Melting points were determined on a Gallenkamp apparatus and are uncorrected. IR spectra were recorded on a Nicolet Impact 410 IR spectrophotometer, in most cases with the compound as a film between two NaCl plates. Standard abbreviations for denoting the intensities were used. NMR spectra were run on a Bruker Spectrospin DMX 400. Chemical shifts are reported downfield from TMS, the coupling constants are given in Hz, and standard abbreviations were used for denoting the multiplicities. TLC analyses of the reaction mixtures were performed with silica gel (60 F254) on aluminum sheets with mixtures of EtOAc and isomeric hexanes as the mobile phase. Flash chromatography was carried out with silica gel (230–400 mesh) as the stationary phase with mixtures of EtOAc and isomeric hexanes as the mobile phase.
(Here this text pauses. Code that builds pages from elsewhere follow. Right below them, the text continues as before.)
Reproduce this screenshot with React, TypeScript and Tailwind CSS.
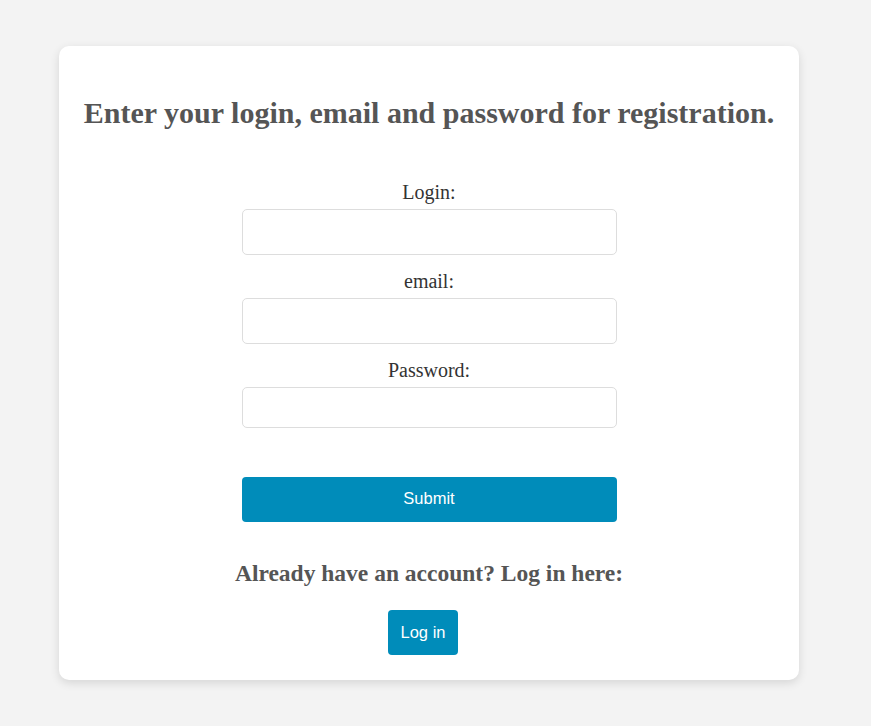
export default function App() {
  const fields = [
    { label: "Login:", type: "text", h: "h-[46px]" },
    { label: "email:", type: "email", h: "h-[46px]" },
    { label: "Password:", type: "password", h: "h-[41px]" },
  ];

  return (
    <div className="min-h-[726px] w-full bg-[#f3f3f3] pt-[46px] pb-[46px] font-['Liberation_Serif',serif]">
      <div className="ml-[59px] w-[740px] rounded-[10px] bg-white pt-[50px] pb-[25px] shadow-[0_3px_10px_rgba(0,0,0,0.12)] flex flex-col items-center">
        <h1 className="text-[30px] leading-[34px] font-bold text-[#555]">
          Enter your login, email and password for registration.
        </h1>

        <form className="mt-[50px] w-[375px] flex flex-col" onSubmit={(e) => e.preventDefault()}>
          {fields.map((f, i) => (
            <div key={f.label} className={i > 0 ? "mt-[14px] flex flex-col" : "flex flex-col"}>
              <label className="text-center text-[20px] leading-[24px] text-[#333]">{f.label}</label>
              <input
                type={f.type}
                className={`mt-[5px] ${f.h} w-full rounded-[5px] border border-[#ddd] bg-white px-3 outline-none`}
              />
            </div>
          ))}

          <button
            type="submit"
            className="mt-[49px] h-[45px] w-full rounded-[4px] bg-[#008cba] pb-[2px] font-['Liberation_Sans',sans-serif] text-[16.5px] text-white"
          >
            Submit
          </button>
        </form>

        <h3 className="mt-[37px] text-[23.5px] leading-[28px] font-bold text-[#555]">
          Already have an account? Log in here:
        </h3>

        <button className="mt-[23px] mr-[12px] h-[45px] w-[70px] rounded-[4px] bg-[#008cba] font-['Liberation_Sans',sans-serif] text-[16.5px] text-white">
          Log in
        </button>
      </div>
    </div>
  );
}
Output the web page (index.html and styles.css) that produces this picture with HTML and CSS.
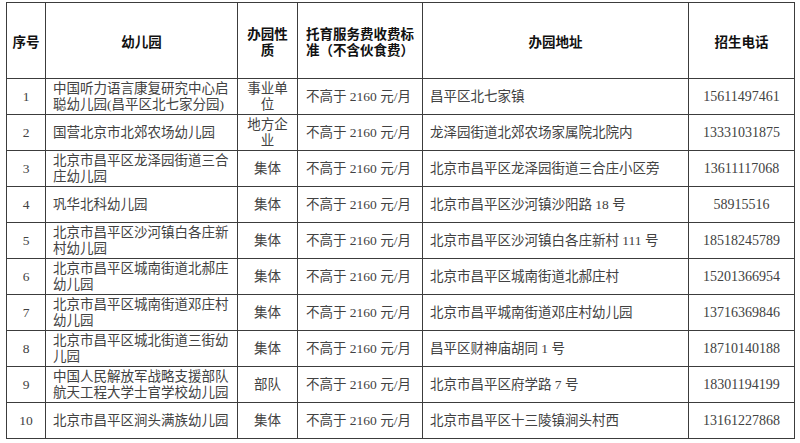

The eluent composition is given for each of the isolations described below. Mass spectra were obtained on a JEOL AccuTOF T100GC spectrometer operated in the DART+ mode at 10–15 eV.

3,3,4,4-Tetraethoxybut-3-yn-2-one (1) was synthesized as described in the literature. This was used to prepare the 5-substituted 1,1-diethoxy-5-hydroxypent-3-yn-2-ones 2af following published procedures.[3] [5] [7] The spectroscopic data were in agreement with those reported in the literature.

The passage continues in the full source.